CHALLENGE: Wherever a line below holds the word "table", copy that line.

COLLECTED MATERIAL:
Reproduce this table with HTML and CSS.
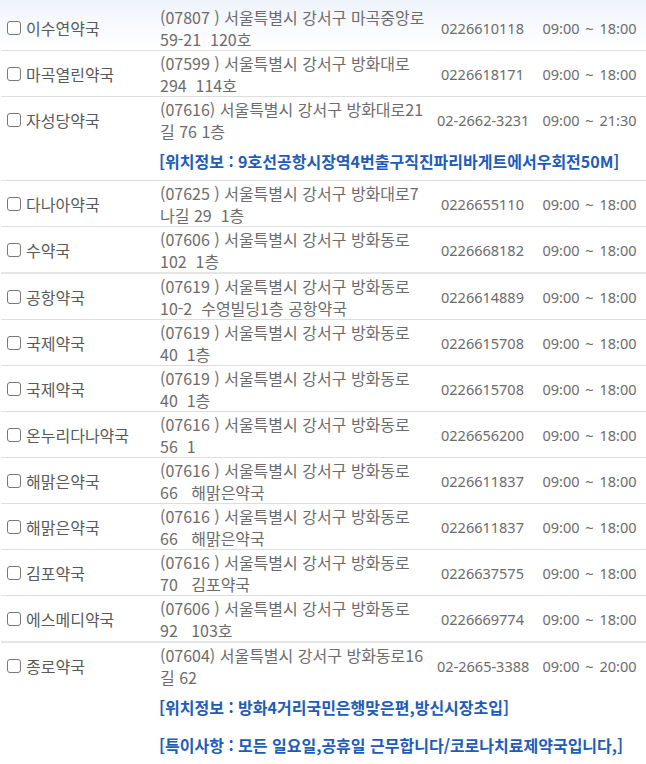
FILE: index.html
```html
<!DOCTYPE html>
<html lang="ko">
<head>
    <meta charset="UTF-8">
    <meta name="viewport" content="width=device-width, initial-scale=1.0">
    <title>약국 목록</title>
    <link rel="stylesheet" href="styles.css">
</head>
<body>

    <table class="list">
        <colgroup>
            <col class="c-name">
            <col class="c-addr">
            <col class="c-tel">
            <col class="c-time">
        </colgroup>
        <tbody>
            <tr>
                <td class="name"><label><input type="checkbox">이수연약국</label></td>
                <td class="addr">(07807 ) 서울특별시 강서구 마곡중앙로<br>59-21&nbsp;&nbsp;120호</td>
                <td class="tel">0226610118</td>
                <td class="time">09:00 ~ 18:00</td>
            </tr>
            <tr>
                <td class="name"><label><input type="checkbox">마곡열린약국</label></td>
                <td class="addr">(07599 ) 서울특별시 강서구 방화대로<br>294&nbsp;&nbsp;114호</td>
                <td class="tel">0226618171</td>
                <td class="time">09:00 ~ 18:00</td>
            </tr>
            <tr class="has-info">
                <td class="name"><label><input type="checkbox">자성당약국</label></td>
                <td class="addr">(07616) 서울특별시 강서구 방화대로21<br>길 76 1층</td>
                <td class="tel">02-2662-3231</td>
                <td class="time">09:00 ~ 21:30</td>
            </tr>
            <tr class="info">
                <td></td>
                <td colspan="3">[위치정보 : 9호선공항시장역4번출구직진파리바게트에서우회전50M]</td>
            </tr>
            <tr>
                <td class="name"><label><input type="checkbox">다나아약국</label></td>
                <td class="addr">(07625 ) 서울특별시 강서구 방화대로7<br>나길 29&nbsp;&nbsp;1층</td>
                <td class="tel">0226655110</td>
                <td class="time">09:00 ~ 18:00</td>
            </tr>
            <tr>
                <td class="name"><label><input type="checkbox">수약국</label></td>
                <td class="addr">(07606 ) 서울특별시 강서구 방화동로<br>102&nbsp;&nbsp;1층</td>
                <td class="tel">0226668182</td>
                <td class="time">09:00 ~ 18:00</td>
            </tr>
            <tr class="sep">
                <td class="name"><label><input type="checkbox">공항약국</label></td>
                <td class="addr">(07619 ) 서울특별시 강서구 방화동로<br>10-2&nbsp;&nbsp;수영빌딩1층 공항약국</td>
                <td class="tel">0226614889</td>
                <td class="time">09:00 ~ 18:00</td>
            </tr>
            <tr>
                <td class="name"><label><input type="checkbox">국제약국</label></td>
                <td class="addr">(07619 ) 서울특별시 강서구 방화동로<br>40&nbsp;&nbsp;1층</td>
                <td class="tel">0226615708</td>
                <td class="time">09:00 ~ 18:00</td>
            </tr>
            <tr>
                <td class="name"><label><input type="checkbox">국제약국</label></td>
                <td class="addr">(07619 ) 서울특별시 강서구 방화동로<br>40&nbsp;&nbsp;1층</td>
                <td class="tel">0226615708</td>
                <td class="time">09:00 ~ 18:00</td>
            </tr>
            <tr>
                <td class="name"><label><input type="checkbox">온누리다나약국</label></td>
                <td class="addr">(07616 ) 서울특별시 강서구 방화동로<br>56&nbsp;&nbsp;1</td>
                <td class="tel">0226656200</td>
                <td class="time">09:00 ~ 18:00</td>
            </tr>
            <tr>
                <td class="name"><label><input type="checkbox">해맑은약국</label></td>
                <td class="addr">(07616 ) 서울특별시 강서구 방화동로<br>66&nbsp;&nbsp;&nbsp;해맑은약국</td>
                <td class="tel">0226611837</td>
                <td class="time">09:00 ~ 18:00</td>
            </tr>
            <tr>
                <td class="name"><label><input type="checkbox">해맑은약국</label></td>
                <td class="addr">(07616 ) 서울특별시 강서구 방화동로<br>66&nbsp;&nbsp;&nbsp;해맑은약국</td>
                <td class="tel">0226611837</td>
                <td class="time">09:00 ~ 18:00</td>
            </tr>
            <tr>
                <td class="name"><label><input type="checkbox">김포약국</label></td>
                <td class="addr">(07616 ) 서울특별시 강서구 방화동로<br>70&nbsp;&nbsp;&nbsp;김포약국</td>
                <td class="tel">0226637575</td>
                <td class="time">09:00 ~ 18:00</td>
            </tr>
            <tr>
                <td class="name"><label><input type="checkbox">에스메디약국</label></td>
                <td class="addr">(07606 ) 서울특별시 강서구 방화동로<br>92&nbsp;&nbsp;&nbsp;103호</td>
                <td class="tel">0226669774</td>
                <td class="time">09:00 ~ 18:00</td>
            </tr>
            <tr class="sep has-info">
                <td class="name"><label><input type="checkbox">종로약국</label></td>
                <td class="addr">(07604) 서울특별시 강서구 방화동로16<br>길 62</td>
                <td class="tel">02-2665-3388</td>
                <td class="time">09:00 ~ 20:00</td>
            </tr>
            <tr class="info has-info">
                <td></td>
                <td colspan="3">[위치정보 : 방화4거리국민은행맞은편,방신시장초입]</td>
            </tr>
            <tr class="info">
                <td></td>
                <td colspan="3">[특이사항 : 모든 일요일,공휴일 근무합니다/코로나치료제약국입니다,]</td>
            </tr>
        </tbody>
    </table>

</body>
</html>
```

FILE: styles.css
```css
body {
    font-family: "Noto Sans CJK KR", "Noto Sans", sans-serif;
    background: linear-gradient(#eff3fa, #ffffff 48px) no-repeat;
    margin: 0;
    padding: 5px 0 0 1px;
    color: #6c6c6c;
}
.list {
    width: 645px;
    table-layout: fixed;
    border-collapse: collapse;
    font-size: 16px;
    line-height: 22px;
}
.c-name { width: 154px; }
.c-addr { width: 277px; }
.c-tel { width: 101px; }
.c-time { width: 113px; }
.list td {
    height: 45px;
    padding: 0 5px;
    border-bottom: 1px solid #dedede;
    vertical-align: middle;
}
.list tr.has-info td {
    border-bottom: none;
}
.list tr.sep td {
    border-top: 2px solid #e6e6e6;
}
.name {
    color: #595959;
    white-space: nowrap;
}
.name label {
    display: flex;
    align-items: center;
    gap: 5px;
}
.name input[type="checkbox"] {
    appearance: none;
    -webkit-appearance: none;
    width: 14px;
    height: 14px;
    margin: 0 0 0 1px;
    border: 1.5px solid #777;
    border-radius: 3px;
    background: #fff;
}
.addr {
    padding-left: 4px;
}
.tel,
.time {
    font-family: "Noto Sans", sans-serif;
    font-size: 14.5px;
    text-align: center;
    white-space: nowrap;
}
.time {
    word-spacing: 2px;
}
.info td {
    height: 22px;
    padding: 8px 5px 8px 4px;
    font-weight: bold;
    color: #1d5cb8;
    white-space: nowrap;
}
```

ANSWER:
Reproduce this table with HTML and CSS.
    <table class="list">
    </table>
    table-layout: fixed;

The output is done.